● Given information

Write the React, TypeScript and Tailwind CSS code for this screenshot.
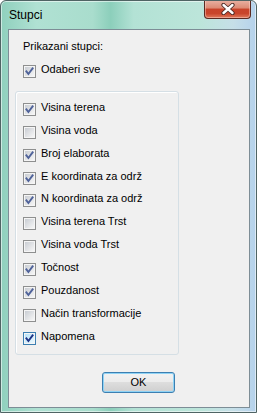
import React from "react";

function Check({ checked, hot }: { checked: boolean; hot?: boolean }) {
  return (
    <div
      className={`w-[13px] h-[13px] shrink-0 border p-[1px] bg-[#f5f5f5] ${
        hot ? "border-[#3c7fb1]" : "border-[#8e8f8f]"
      }`}
    >
      <div
        className={`w-full h-full ${
          hot
            ? "bg-[linear-gradient(135deg,#b8e3f9,#eaf7fd)]"
            : "bg-[linear-gradient(135deg,#c9cdd3,#f6f6f6)]"
        }`}
      >
        {checked && (
          <svg width="9" height="9" viewBox="0 0 9 9" className="block">
            <polyline
              points="1.4,4.4 3.4,7 7.6,1.4"
              fill="none"
              stroke={hot ? "#1f3587" : "#50639a"}
              strokeWidth="1.9"
              strokeLinecap="square"
              strokeLinejoin="miter"
            />
          </svg>
        )}
      </div>
    </div>
  );
}

function Row({ label, checked, hot }: { label: string; checked: boolean; hot?: boolean }) {
  return (
    <div className="h-[22.87px] flex items-center">
      <Check checked={checked} hot={hot} />
      <span className="ml-[5px] pb-[4px] leading-[13px] whitespace-nowrap">{label}</span>
    </div>
  );
}

const items: [string, boolean, boolean?][] = [
  ["Visina terena", true],
  ["Visina voda", false],
  ["Broj elaborata", true],
  ["E koordinata za održ", true],
  ["N koordinata za održ", true],
  ["Visina terena Trst", false],
  ["Visina voda Trst", false],
  ["Točnost", true],
  ["Pouzdanost", true],
  ["Način transformacije", false],
  ["Napomena", true, true],
];

export default function App() {
  return (
    <div className="w-[257px] h-[413px] flex flex-col rounded-t-[6px] border border-[#4f6464] overflow-hidden font-['Liberation_Sans',Arial,sans-serif] text-[11px] text-black bg-[linear-gradient(90deg,#8fd0bd_0%,#b0e1d3_14%,#a9ddcd_36%,#8ccfbb_43%,#b3e2d5_52%,#bce5da_78%,#c6dfe8_91%,#b5d2ec_100%)] shadow-[inset_0_0_0_1px_rgba(255,255,255,0.55)]">
      {/* title bar */}
      <div className="h-[28px] flex items-start justify-between shrink-0">
        <div className="ml-[8px] mt-[7px] text-[12px] leading-[14px] text-black">Stupci</div>
        <div className="mr-[5px] -mt-[1px] w-[47px] h-[19px] rounded-b-[4px] border border-t-0 border-[#5b2a22] bg-[linear-gradient(180deg,#e9b3a5_0%,#dc8a74_45%,#c8432a_50%,#c9452b_75%,#e07a5c_100%)] shadow-[inset_0_0_0_1px_rgba(255,220,210,0.45)] flex items-center justify-center">
          <svg width="16" height="12" viewBox="0 0 16 12">
            <path d="M3.5 2 L12.5 10 M12.5 2 L3.5 10" stroke="#4a2a26" strokeWidth="4.2" strokeLinecap="round" />
            <path d="M3.5 2 L12.5 10 M12.5 2 L3.5 10" stroke="#ffffff" strokeWidth="2.4" strokeLinecap="round" />
          </svg>
        </div>
      </div>

      {/* client */}
      <div className="ml-[7px] mr-[6px] mb-[4px] flex-1 flex flex-col border border-[#7d8d96] bg-[#f0f0f0] pl-[6px]">
        <div className="ml-[8px] mt-[10px] leading-[13px] h-[13px]">Prikazani stupci:</div>
        <div className="ml-[8px] mt-[12px] h-[13px] flex items-center">
          <Check checked={true} />
          <span className="ml-[5px] pb-[4px] leading-[13px]">Odaberi sve</span>
        </div>

        <div className="mt-[13px] w-[164px] h-[264px] rounded-[3px] border border-[#d5dfe5] shadow-[inset_1px_1px_0_#ffffff] pl-[7px] pt-[6.07px]">
          {items.map(([label, checked, hot]) => (
            <Row key={label} label={label} checked={checked} hot={hot} />
          ))}
        </div>

        <div className="mt-[17px] ml-[87px] w-[73px] h-[21px] rounded-[3px] border border-[#3c7fb1] bg-[linear-gradient(180deg,#f2f2f2_0%,#ebebeb_50%,#dddddd_50%,#cfcfcf_100%)] shadow-[inset_0_0_0_1px_#8fd3f5] flex items-center justify-center leading-[13px]">
          OK
        </div>
      </div>
    </div>
  );
}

● Requirements
Leave out the pictures and output the rest of the material exactly as written.

● Answer to this exercise
Write the React, TypeScript and Tailwind CSS code for this screenshot.
import React from "react";

function Check({ checked, hot }: { checked: boolean; hot?: boolean }) {
  return (
    <div
      className={`w-[13px] h-[13px] shrink-0 border p-[1px] bg-[#f5f5f5] ${
        hot ? "border-[#3c7fb1]" : "border-[#8e8f8f]"
      }`}
    >
      <div
        className={`w-full h-full ${
          hot
            ? "bg-[linear-gradient(135deg,#b8e3f9,#eaf7fd)]"
            : "bg-[linear-gradient(135deg,#c9cdd3,#f6f6f6)]"
        }`}
      >
        {checked && (
          <svg width="9" height="9" viewBox="0 0 9 9" className="block">
            <polyline
              points="1.4,4.4 3.4,7 7.6,1.4"
              fill="none"
              stroke={hot ? "#1f3587" : "#50639a"}
              strokeWidth="1.9"
              strokeLinecap="square"
              strokeLinejoin="miter"
            />
          </svg>
        )}
      </div>
    </div>
  );
}

function Row({ label, checked, hot }: { label: string; checked: boolean; hot?: boolean }) {
  return (
    <div className="h-[22.87px] flex items-center">
      <Check checked={checked} hot={hot} />
      <span className="ml-[5px] pb-[4px] leading-[13px] whitespace-nowrap">{label}</span>
    </div>
  );
}

const items: [string, boolean, boolean?][] = [
  ["Visina terena", true],
  ["Visina voda", false],
  ["Broj elaborata", true],
  ["E koordinata za održ", true],
  ["N koordinata za održ", true],
  ["Visina terena Trst", false],
  ["Visina voda Trst", false],
  ["Točnost", true],
  ["Pouzdanost", true],
  ["Način transformacije", false],
  ["Napomena", true, true],
];

export default function App() {
  return (
    <div className="w-[257px] h-[413px] flex flex-col rounded-t-[6px] border border-[#4f6464] overflow-hidden font-['Liberation_Sans',Arial,sans-serif] text-[11px] text-black bg-[linear-gradient(90deg,#8fd0bd_0%,#b0e1d3_14%,#a9ddcd_36%,#8ccfbb_43%,#b3e2d5_52%,#bce5da_78%,#c6dfe8_91%,#b5d2ec_100%)] shadow-[inset_0_0_0_1px_rgba(255,255,255,0.55)]">
      {/* title bar */}
      <div className="h-[28px] flex items-start justify-between shrink-0">
        <div className="ml-[8px] mt-[7px] text-[12px] leading-[14px] text-black">Stupci</div>
        <div className="mr-[5px] -mt-[1px] w-[47px] h-[19px] rounded-b-[4px] border border-t-0 border-[#5b2a22] bg-[linear-gradient(180deg,#e9b3a5_0%,#dc8a74_45%,#c8432a_50%,#c9452b_75%,#e07a5c_100%)] shadow-[inset_0_0_0_1px_rgba(255,220,210,0.45)] flex items-center justify-center">
          <svg width="16" height="12" viewBox="0 0 16 12">
            <path d="M3.5 2 L12.5 10 M12.5 2 L3.5 10" stroke="#4a2a26" strokeWidth="4.2" strokeLinecap="round" />
            <path d="M3.5 2 L12.5 10 M12.5 2 L3.5 10" stroke="#ffffff" strokeWidth="2.4" strokeLinecap="round" />
          </svg>
        </div>
      </div>

      {/* client */}
      <div className="ml-[7px] mr-[6px] mb-[4px] flex-1 flex flex-col border border-[#7d8d96] bg-[#f0f0f0] pl-[6px]">
        <div className="ml-[8px] mt-[10px] leading-[13px] h-[13px]">Prikazani stupci:</div>
        <div className="ml-[8px] mt-[12px] h-[13px] flex items-center">
          <Check checked={true} />
          <span className="ml-[5px] pb-[4px] leading-[13px]">Odaberi sve</span>
        </div>

        <div className="mt-[13px] w-[164px] h-[264px] rounded-[3px] border border-[#d5dfe5] shadow-[inset_1px_1px_0_#ffffff] pl-[7px] pt-[6.07px]">
          {items.map(([label, checked, hot]) => (
            <Row key={label} label={label} checked={checked} hot={hot} />
          ))}
        </div>

        <div className="mt-[17px] ml-[87px] w-[73px] h-[21px] rounded-[3px] border border-[#3c7fb1] bg-[linear-gradient(180deg,#f2f2f2_0%,#ebebeb_50%,#dddddd_50%,#cfcfcf_100%)] shadow-[inset_0_0_0_1px_#8fd3f5] flex items-center justify-center leading-[13px]">
          OK
        </div>
      </div>
    </div>
  );
}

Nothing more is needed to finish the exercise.